We huddle with the group and discuss and document what must be done with each item. We agree that all of them must be moved to their proper places if their presence is not necessary to the value-added process in the target area. We find that one questionable stack of parts actually is ready to run on the moulder, so we remove the tag. The others will be moved to a proper place or removed altogether. For example, the excessive materials in the moulder and clamp carrier areas will be moved, immediately sorted, and then reclaimed to fill current and immediate-future demand - or be discarded.

When this step is completed, we see a lot of unused floor space, and with it, many opportunities to make improvements in the target area.

Straighten

You ask, "What's next?" I reply, "The next step in the 5-S process is to organize the target areas into a more compact space that is conducive to good workflow and high productivity. Thus, the second S is for Straighten."

It will take some thought and planning to organize each target area, so we decide to discuss the areas with the employees and come up with a plan.

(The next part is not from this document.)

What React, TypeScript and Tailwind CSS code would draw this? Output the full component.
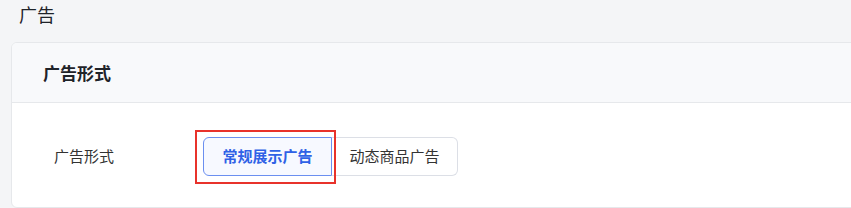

Next month in Part 3, we will continue our blitz at Tetragon and cover this second step, along with the remaining three steps of 5-S workplace management. [Please remember what I stated at the beginning, and go back to the March installment of this column and read up on 5-S to better understand your trip to Tetragon today and next month.]

Tom Dossenbach is managing director of Dossenbach Associates LLC, a Sanford, NC-based international consulting and research firm. Contact him at (919) 775-5017 or at www.dossenbach.com.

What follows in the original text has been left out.